Bu iki sözcük benim için herhangi anlamları kapsıyor bakınız: Aydınlanmacı, sol, toplumcu, sosyal adaletçi, eşitlikçi, demokrat, cumhuriyetçi, laik, devrimci ve evrimci, dinin, askerin ve her türlü vesayetin karşıtı, sömürü karşıtı, çağdaş devletçi, antikapitalist, antiemperyalist, antirarist, feminst, antihomofobik, antiseksist…haberguncel.blogspot.com
“Ulusalcı” ve “Ulusalcılık” sözcükleri, dilimizdeki anlamlarıyla yakında başka dillere de girecek, dilciler kendi dillerinde yeni sözcük türetecekler.
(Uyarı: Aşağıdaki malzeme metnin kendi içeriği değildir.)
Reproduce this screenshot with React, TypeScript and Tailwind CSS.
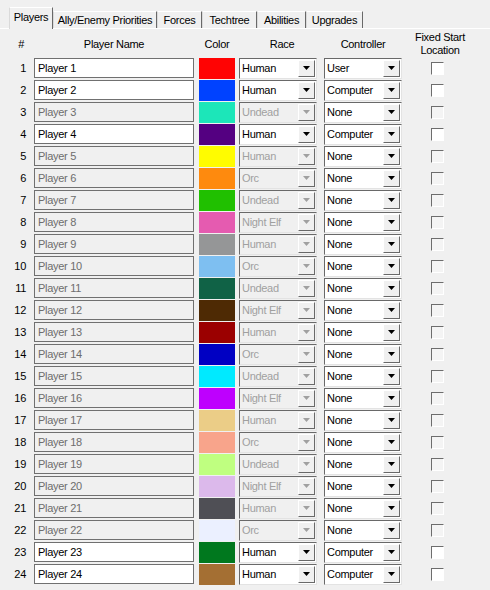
import React from "react";
import clsx from "clsx";

type Slot = {
  name: string;
  color: string;
  race: string;
  ctrl: string;
  on: boolean;
};

const COLORS = [
  "#ff0303",
  "#0042ff",
  "#1ce6b9",
  "#540081",
  "#fffc00",
  "#fe8a0e",
  "#20c000",
  "#e55bb0",
  "#959697",
  "#7ebff1",
  "#106246",
  "#4e2a04",
  "#9b0000",
  "#0000c3",
  "#00eaff",
  "#be00fe",
  "#ebcd87",
  "#f8a48b",
  "#bfff80",
  "#dcb9eb",
  "#4f4f55",
  "#ebf0ff",
  "#00781e",
  "#a46f33",
];

const RACES = ["Human", "Orc", "Undead", "Night Elf"];
const ACTIVE: Record<number, string> = { 1: "User", 2: "Computer", 4: "Computer", 23: "Computer", 24: "Computer" };

const SLOTS: Slot[] = COLORS.map((color, i) => {
  const n = i + 1;
  const on = n in ACTIVE;
  return {
    name: `Player ${n}`,
    color,
    race: on ? "Human" : RACES[i % 4],
    ctrl: ACTIVE[n] ?? "None",
    on,
  };
});

const TABS = [
  { label: "Players", w: "w-[44px]" },
  { label: "Ally/Enemy Priorities", w: "w-[104px]" },
  { label: "Forces", w: "w-[45px]" },
  { label: "Techtree", w: "w-[55px]" },
  { label: "Abilities", w: "w-[49px]" },
  { label: "Upgrades", w: "w-[57px]" },
];

const Arrow = ({ disabled }: { disabled?: boolean }) => (
  <svg width="7" height="4" viewBox="0 0 7 4">
    <path d="M0 0h7L3.5 4z" fill={disabled ? "#a0a0a0" : "#000"} />
  </svg>
);

const Combo = ({ value, disabled }: { value: string; disabled?: boolean }) => (
  <div
    className={clsx(
      "flex h-[21px] w-[78px] items-center border border-t-[#696969] border-l-[#696969] border-r-[#e3e3e3] border-b-[#e3e3e3]",
      disabled ? "bg-[#f0f0f0] text-[#a0a0a0]" : "bg-white text-black"
    )}
  >
    <span className="flex-1 truncate pl-[2px]">{value}</span>
    <div className="mr-[1px] flex h-[17px] w-[17px] items-center justify-center border border-t-white border-l-white border-r-[#696969] border-b-[#696969] bg-[#f0f0f0]">
      <Arrow disabled={disabled} />
    </div>
  </div>
);

const PlayerRow = ({ slot, n }: { slot: Slot; n: number }) => (
  <div className="flex h-[22px] items-center">
    <div className="w-[28px] pr-[2px] text-right text-black">{n}</div>
    {/* name edit box */}
    <div
      className={clsx(
        "ml-[6px] flex h-[20px] w-[160px] items-center border border-[#707070] pl-[3px]",
        slot.on ? "bg-white text-black" : "bg-[#f0f0f0] text-[#6d6d6d]"
      )}
    >
      {slot.name}
    </div>
    <div className="ml-[5px] h-[21px] w-[36px]" style={{ backgroundColor: slot.color }} />
    <div className="ml-[4px]">
      <Combo value={slot.race} disabled={!slot.on} />
    </div>
    <div className="ml-[7px]">
      <Combo value={slot.ctrl} />
    </div>
    <div
      className={clsx(
        "ml-[29px] h-[13px] w-[13px] border border-t-[#6d6d6d] border-l-[#6d6d6d] border-r-white border-b-white",
        slot.on ? "bg-white" : "bg-[#f4f4f4]"
      )}
    />
  </div>
);

export default function App() {
  return (
    <div className="h-[590px] w-[490px] overflow-hidden bg-[#f0f0f0] font-['Liberation_Sans',Arial,sans-serif] text-[11px] tracking-[-0.3px] text-black">
      {/* tab strip */}
      <div className="flex h-[28px] items-end pl-[9px]">
        {TABS.map((t, i) => (
          <div
            key={t.label}
            className={clsx(
              "flex items-center justify-center border-t border-l border-r border-t-white border-l-[#dadada] border-r-[#696969] bg-[#f0f0f0]",
              t.w,
              i === 0 ? "relative z-10 mb-[-1px] h-[22px] pb-[2px]" : "h-[17px] pt-[1px]"
            )}
          >
            {t.label}
          </div>
        ))}
      </div>

      {/* page */}
      <div className="h-[562px] border-t border-white">
        <div className="flex h-[28px] items-center pt-[2px]">
          <div className="w-[28px] pr-[4px] text-right">#</div>
          <div className="ml-[6px] w-[160px] text-center">Player Name</div>
          <div className="ml-[5px] w-[36px] text-center">Color</div>
          <div className="ml-[4px] w-[78px] pl-[8px] text-center">Race</div>
          <div className="ml-[7px] w-[78px] text-center">Controller</div>
          <div className="ml-[8px] w-[60px] text-center leading-[13px]">
            Fixed Start
            <br />
            Location
          </div>
        </div>
        {SLOTS.map((s, i) => (
          <PlayerRow key={s.name} slot={s} n={i + 1} />
        ))}
      </div>
    </div>
  );
}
Milliyetçi ve milliyetçilik, ulusalcı ve ulusalcılığın sahip olduğu anlamlardan neredeyse hiçbirine sahip değil. Laik, cumhuriyetçi, demokrat olmayan bol miktarda milliyetçi var. Ayrıca Türkiye milliyetçileri, tam anlamıyla laik, cumhuriyetçi ve demokrat değiller. Düşünsenize, R.T.Erdoğan, milliyetçi olduğunu söylüyor ve ulusalcılardan nefret ediyor. Bu kadarı yetmez mi?